The only Iraqi prime minister to serve a second term since 2003 was Nouri Al-Maliki, first elected in 2006. His bid for a third term failed after being criticized for monopolizing power and alienating Sunnis and Kurds.
Jiyad said that the Coordination Framework drew a lesson from Al-Maliki “that an ambitious prime minister will seek to consolidate power at the expense of others.”
He said that the figure selected as Iraq’s prime minister must generally be seen as acceptable to Iran and the United States — two countries with huge influence over Iraq — and to Iraq’s top Shiite cleric, Grand Ayatollah Ali Al-Sistani.
Al-Sudani in a bind
In the election, Shiite alliances and lists — dominated by the Coordination Framework parties — secured 187 seats, Sunni groups 77 seats, Kurdish groups 56 seats, in addition to nine seats reserved for members of minority groups.
The Reconstruction and Development Coalition, led by Al-Sudani, dominated in Baghdad, and in several other provinces, winning 46 seats.
Al-Sudani’s results, while strong, don’t allow him to form a government without the support of a coalition, forcing him to align the Coordination Framework to preserve his political prospects.
Some saw this dynamic at play earlier this month when Al-Sudani’s government retracted a terror designation that Iraq had imposed on the Lebanese Hezbollah militant group and Yemen’s Houthi rebels — Iran-aligned groups that are allied with Iraqi armed factions — just weeks after imposing the measure, saying it was a mistake.
The Coalition Framework saw its hand strengthened by the absence from the election of the powerful Sadrist movement led by Shiite cleric Muqtada Sadr, which has been boycotting the political system since being unable to form a government after winning the most seats in the 2021 election.
Hamed Al-Sayed, a political activist and official with the National Line Movement, an independent party that boycotted the election, said that Sadr’s absence had a “central impact.”
“It reduced participation in areas that were traditionally within his sphere of influence, such as Baghdad and the southern governorates, leaving an electoral vacuum that was exploited by rival militia groups,” he said, referring to several parties within the Coordination Framework that also have armed wings.
Groups with affiliated armed wings won more than 100 parliamentary seats, the largest showing since 2003.
Other political actors
Sunni forces, meanwhile, sought to reorganize under a new coalition called the National Political Council, aiming to regain influence lost since the 2018 and 2021 elections.
The Kurdish political scene remained dominated by the traditional split between the Kurdistan Democratic Party and Patriotic Union of Kurdistan parties, with ongoing negotiations between the two over the presidency.
By convention, Iraq’s president is always a Kurd, while the more powerful prime minister is Shiite and the parliamentary speaker Sunni.
Parliament is required to elect a speaker within 15 days of the Federal Supreme Court’s ratification of the election result, which occurred on Dec. 14.
The parliament should elect a president within 30 days of its first session, and the prime minister should be appointed within 15 days of the president’s election, with 30 days allotted to form the new government.
Washington steps in
The incoming government will face major economic and political challenges.
They include a high level of public debt — more than 90 trillion Iraqi dinars ($69 billion) — and a state budget that remains reliant on oil for about 90 percent of revenues, despite attempts to diversify, as well as entrenched corruption.
But perhaps the most delicate question will be the future of the Popular Mobilization Forces, a coalition of militias that formed to fight the Daesh group as it rampaged across Iraq more than a decade ago.
It was formally placed under the control of the Iraqi military in 2016 but in practice still operates with significant autonomy.
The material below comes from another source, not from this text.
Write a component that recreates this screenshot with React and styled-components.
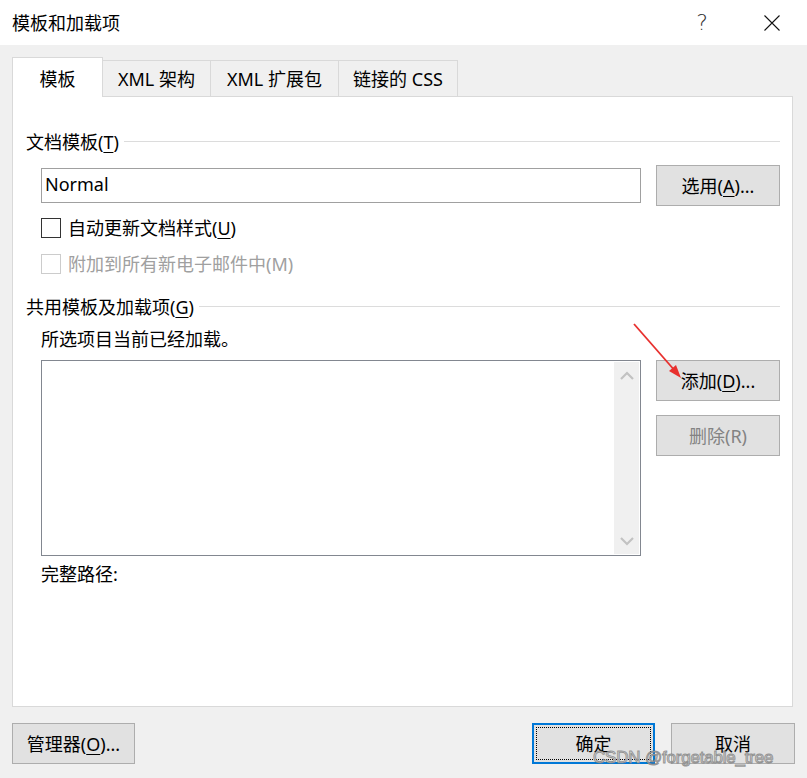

After the Hamas-led attack in southern Israel on Oct. 7, 2023 sparked the devastating war in Gaza, some armed groups within the PMF launched attacks on US bases in the region in retaliation for Washington’s backing of Israel.
The US has been pushing for Iraq to disarm Iran-backed groups — a difficult proposition, given the political power that many of them hold and Iran’s likely opposition to such a step.
Two senior Iraqi political officials, who spoke on condition of anonymity because they weren’t authorized to comment publicly, said that the United States had warned against selecting any candidate for prime minister who controls an armed faction and also cautioned against letting figures associated with militias control key ministries or hold significant security posts.
“The biggest issue will be how to deal with the pro-Iran parties with armed wings, particularly those... which have been designated by the United States as terrorist entities,” Jiyad said.